SUPPLIED DATA>
# # #

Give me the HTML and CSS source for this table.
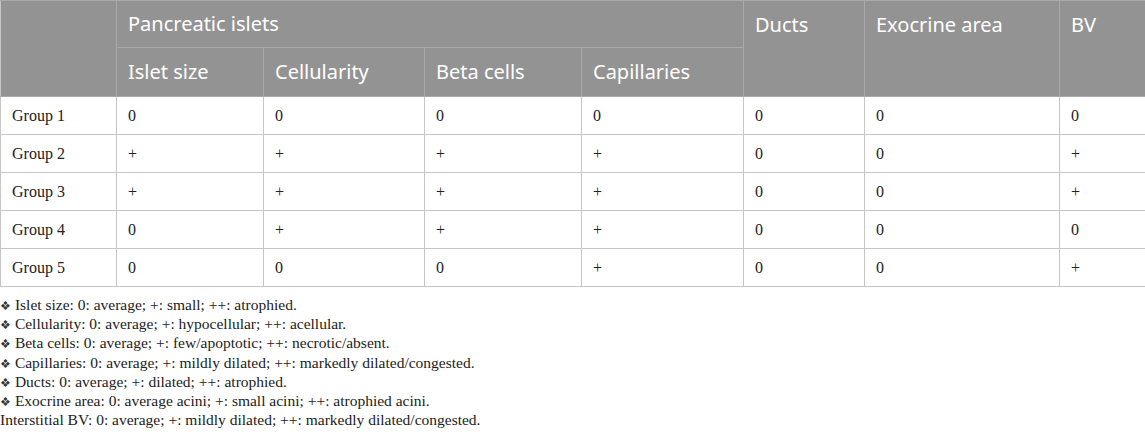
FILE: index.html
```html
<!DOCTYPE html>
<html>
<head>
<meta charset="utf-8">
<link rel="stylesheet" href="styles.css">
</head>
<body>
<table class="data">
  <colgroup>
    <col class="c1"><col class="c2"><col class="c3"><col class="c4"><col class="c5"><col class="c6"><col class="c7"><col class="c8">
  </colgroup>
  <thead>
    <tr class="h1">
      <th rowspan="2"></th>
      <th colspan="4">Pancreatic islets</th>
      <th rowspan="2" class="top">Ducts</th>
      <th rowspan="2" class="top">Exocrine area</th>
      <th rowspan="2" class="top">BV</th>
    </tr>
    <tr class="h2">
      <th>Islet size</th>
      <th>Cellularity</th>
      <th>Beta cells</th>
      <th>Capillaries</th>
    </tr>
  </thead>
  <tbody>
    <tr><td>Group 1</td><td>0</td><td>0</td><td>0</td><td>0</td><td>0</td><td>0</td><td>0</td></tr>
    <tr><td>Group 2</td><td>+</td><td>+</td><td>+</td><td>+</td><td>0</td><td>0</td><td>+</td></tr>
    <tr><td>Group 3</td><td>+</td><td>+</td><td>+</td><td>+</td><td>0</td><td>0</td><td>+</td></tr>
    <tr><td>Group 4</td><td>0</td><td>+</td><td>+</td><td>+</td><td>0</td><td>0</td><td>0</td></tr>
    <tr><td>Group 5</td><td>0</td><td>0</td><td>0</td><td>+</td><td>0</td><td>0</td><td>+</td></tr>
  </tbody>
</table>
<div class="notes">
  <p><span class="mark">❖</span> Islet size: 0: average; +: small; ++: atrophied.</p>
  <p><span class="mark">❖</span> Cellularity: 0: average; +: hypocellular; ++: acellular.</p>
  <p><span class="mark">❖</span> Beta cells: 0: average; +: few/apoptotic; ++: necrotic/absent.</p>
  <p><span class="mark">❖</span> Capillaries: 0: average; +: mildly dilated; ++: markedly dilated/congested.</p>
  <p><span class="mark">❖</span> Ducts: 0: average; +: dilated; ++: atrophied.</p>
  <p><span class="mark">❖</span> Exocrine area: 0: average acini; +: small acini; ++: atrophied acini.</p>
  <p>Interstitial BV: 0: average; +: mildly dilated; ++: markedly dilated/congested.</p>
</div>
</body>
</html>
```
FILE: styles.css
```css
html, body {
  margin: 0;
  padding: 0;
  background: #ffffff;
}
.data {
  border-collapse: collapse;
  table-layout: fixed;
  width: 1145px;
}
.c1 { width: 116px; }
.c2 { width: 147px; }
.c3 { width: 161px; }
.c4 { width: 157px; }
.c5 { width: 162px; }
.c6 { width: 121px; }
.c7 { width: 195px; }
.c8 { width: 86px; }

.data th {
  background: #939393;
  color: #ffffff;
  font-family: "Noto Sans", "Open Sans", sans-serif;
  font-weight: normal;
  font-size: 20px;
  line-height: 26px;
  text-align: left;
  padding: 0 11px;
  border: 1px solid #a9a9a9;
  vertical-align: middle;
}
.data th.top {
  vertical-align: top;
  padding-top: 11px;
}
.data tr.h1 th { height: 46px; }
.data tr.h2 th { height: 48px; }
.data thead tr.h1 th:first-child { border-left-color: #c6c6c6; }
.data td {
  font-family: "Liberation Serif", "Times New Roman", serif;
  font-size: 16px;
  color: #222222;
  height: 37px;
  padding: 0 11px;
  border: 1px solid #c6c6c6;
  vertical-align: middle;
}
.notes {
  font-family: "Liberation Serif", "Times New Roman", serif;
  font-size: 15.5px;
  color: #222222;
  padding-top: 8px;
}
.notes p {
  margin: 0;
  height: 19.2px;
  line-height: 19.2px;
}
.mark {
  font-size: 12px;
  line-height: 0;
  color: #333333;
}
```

# # #

STATED GOAL> Pictures are excluded; output everything else in the data verbatim.

REPLY TO THE TASK>
Give me the HTML and CSS source for this table.
FILE: index.html
```html
<!DOCTYPE html>
<html>
<head>
<meta charset="utf-8">
<link rel="stylesheet" href="styles.css">
</head>
<body>
<table class="data">
  <colgroup>
    <col class="c1"><col class="c2"><col class="c3"><col class="c4"><col class="c5"><col class="c6"><col class="c7"><col class="c8">
  </colgroup>
  <thead>
    <tr class="h1">
      <th rowspan="2"></th>
      <th colspan="4">Pancreatic islets</th>
      <th rowspan="2" class="top">Ducts</th>
      <th rowspan="2" class="top">Exocrine area</th>
      <th rowspan="2" class="top">BV</th>
    </tr>
    <tr class="h2">
      <th>Islet size</th>
      <th>Cellularity</th>
      <th>Beta cells</th>
      <th>Capillaries</th>
    </tr>
  </thead>
  <tbody>
    <tr><td>Group 1</td><td>0</td><td>0</td><td>0</td><td>0</td><td>0</td><td>0</td><td>0</td></tr>
    <tr><td>Group 2</td><td>+</td><td>+</td><td>+</td><td>+</td><td>0</td><td>0</td><td>+</td></tr>
    <tr><td>Group 3</td><td>+</td><td>+</td><td>+</td><td>+</td><td>0</td><td>0</td><td>+</td></tr>
    <tr><td>Group 4</td><td>0</td><td>+</td><td>+</td><td>+</td><td>0</td><td>0</td><td>0</td></tr>
    <tr><td>Group 5</td><td>0</td><td>0</td><td>0</td><td>+</td><td>0</td><td>0</td><td>+</td></tr>
  </tbody>
</table>
<div class="notes">
  <p><span class="mark">❖</span> Islet size: 0: average; +: small; ++: atrophied.</p>
  <p><span class="mark">❖</span> Cellularity: 0: average; +: hypocellular; ++: acellular.</p>
  <p><span class="mark">❖</span> Beta cells: 0: average; +: few/apoptotic; ++: necrotic/absent.</p>
  <p><span class="mark">❖</span> Capillaries: 0: average; +: mildly dilated; ++: markedly dilated/congested.</p>
  <p><span class="mark">❖</span> Ducts: 0: average; +: dilated; ++: atrophied.</p>
  <p><span class="mark">❖</span> Exocrine area: 0: average acini; +: small acini; ++: atrophied acini.</p>
  <p>Interstitial BV: 0: average; +: mildly dilated; ++: markedly dilated/congested.</p>
</div>
</body>
</html>
```
FILE: styles.css
```css
html, body {
  margin: 0;
  padding: 0;
  background: #ffffff;
}
.data {
  border-collapse: collapse;
  table-layout: fixed;
  width: 1145px;
}
.c1 { width: 116px; }
.c2 { width: 147px; }
.c3 { width: 161px; }
.c4 { width: 157px; }
.c5 { width: 162px; }
.c6 { width: 121px; }
.c7 { width: 195px; }
.c8 { width: 86px; }

.data th {
  background: #939393;
  color: #ffffff;
  font-family: "Noto Sans", "Open Sans", sans-serif;
  font-weight: normal;
  font-size: 20px;
  line-height: 26px;
  text-align: left;
  padding: 0 11px;
  border: 1px solid #a9a9a9;
  vertical-align: middle;
}
.data th.top {
  vertical-align: top;
  padding-top: 11px;
}
.data tr.h1 th { height: 46px; }
.data tr.h2 th { height: 48px; }
.data thead tr.h1 th:first-child { border-left-color: #c6c6c6; }
.data td {
  font-family: "Liberation Serif", "Times New Roman", serif;
  font-size: 16px;
  color: #222222;
  height: 37px;
  padding: 0 11px;
  border: 1px solid #c6c6c6;
  vertical-align: middle;
}
.notes {
  font-family: "Liberation Serif", "Times New Roman", serif;
  font-size: 15.5px;
  color: #222222;
  padding-top: 8px;
}
.notes p {
  margin: 0;
  height: 19.2px;
  line-height: 19.2px;
}
.mark {
  font-size: 12px;
  line-height: 0;
  color: #333333;
}
```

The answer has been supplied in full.